Selon l’avocat Emmanuel Daoud, qui est l’un des 20 avocats et juristes impliqués dans ce recours, « il n’est pas question d’une action symbolique : nous voulons obtenir des résultats, nous sommes là pour gagner ». Une demande préalable indemnitaire vient d’être adressée à l’Etat. Celle-ci « rappelle le contexte et les risques liés au changement climatique pesant sur le monde et la France, les carences reprochées à l’Etat français et les demandes précises pour y remédier », détaillent les quatre ONG. L’Etat a deux mois pour apporter une réponse.

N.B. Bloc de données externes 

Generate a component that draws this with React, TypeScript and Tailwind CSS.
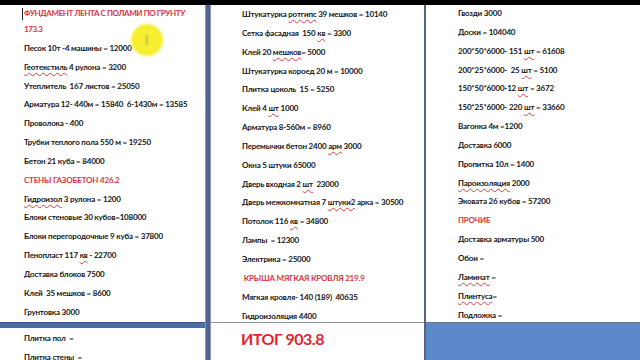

Si elle n’est pas satisfaisante, les associations « procéderont en mars prochain au dépôt du recours de plein contentieux devant le tribunal administratif de Paris », ce qui s’ensuivra de plusieurs mois de procédure. « Si le jugement rendu ne répond pas aux attentes des ONG, elles pourront faire appel devant la cour administrative d’appel, et si besoin se pourvoir en cassation devant le Conseil d’Etat », est-il précisé.
Pour rappel, en octobre dernier, la cour d’appel de La Haye a confirmé un jugement rendu en première instance en juin 2015, ordonnant au gouvernement néerlandais de réduire les émissions de GES du pays plus rapidement que prévu : -25% d’ici à fin 2020 par rapport à 1990. Le tribunal avait alors affirmé que l’Etat néerlandais agissait « illégalement et en violation du devoir de diligence ». Un recours avait été engagé par l’ONG Urgenda au nom de 886 citoyens néerlandais à la veille de la COP 21.